In this context, Miller's Paris narratives are an opportune site for an investigation of the historical consequences of the early alliance between New Criticism and certain novelistic practices. Much can be gained by examining texts closer in ambition to canonical modernism, such as Miller's Paris narratives, to discover the mechanisms of hegemony. These mechanisms are revealed all the more starkly where they have been called upon to marginalize texts which historically and literarily might as well as not have become canonical.[60] More immediately, Tropic of Cancer, Black Spring and Tropic of Capricorn are unapproachable and unintelligible without such a historical understanding of the precise mechanisms of New Critical hegemony.
Miller aspired to canonical status. Though his project of "recording all that which is omitted in books" led him to draw upon materials more conventionally associated with proletarian literature and to appropriate the colloquial forms and therapeutic theology of popular fiction and philosophy, these inclusions were intended to challenge prevailing standards of "high art."[61] Though Miller enjoyed playing the American innocent, an intellectual Huck Finn, the strategy behind his aesthetic challenge was culled from the works of Emerson, Whitman, Dostoevski, Nietzsche, Freud, Spengler, D. H. Lawrence, Otto Rank, Edmund Wilson, T. S. Eliot and James Joyce.[62] Miller had no intention of writing a "popular book". But, despite the continued recognition of the vitality of Miller's prose, and despite occasional critical consideration of his theoretical positions, his works have been treated as marginal.[63] They have survived, not on the basis of broad critical recognition, but on the basis of mass and cult appeal, and the interest of other authors and an occasional critic.[64]
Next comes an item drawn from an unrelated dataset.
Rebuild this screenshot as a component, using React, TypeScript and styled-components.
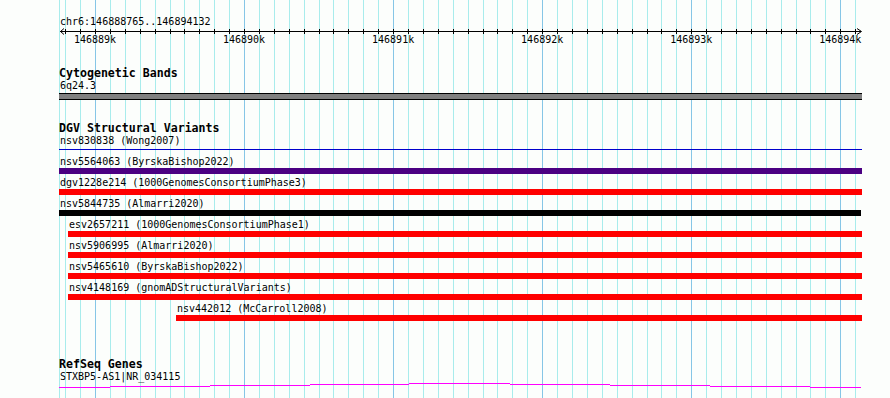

Neither the explicit sexual content, nor the overt misogyny, of Miller's texts can account for the manner in which they have been held at arm's length from the canon. Joyce, Lawrence, and Faulkner have been embraced.[65] The irregularities of Miller's otherwise praised prose style are fully within the range of Walt Whitman, Miller's acknowledged model. Rather, New Criticism has had difficulty dealing with his texts as wholes. The techniques canonical criticism has developed to discover meaning and attribute value to a text do not work well with Miller's Paris narratives. An examination of three areas of New Critical inquiry--symbolism, point of view, and mythic structure--in relation to Miller's narrative will reveal the difficulty of pursuing in non-canonical modernist texts those techniques and valuations derived, as Peter Brooks says, from "study of the lyric." In Miller's case, this general difficulty is exacerbated by Miller's programmatic effort to frustrate and overthrow the forms of meaning and structure New Critical analysis best detects. Modern criticism, to the extent to which it remains New Critical, and this extent is great indeed, responds to Miller's narrative as it responds to all texts and literatures whose organization is preeminently narrative: necessarily it values what it is equipped to observe and theorize, and it devalues what it is not equipped to observe and theorize.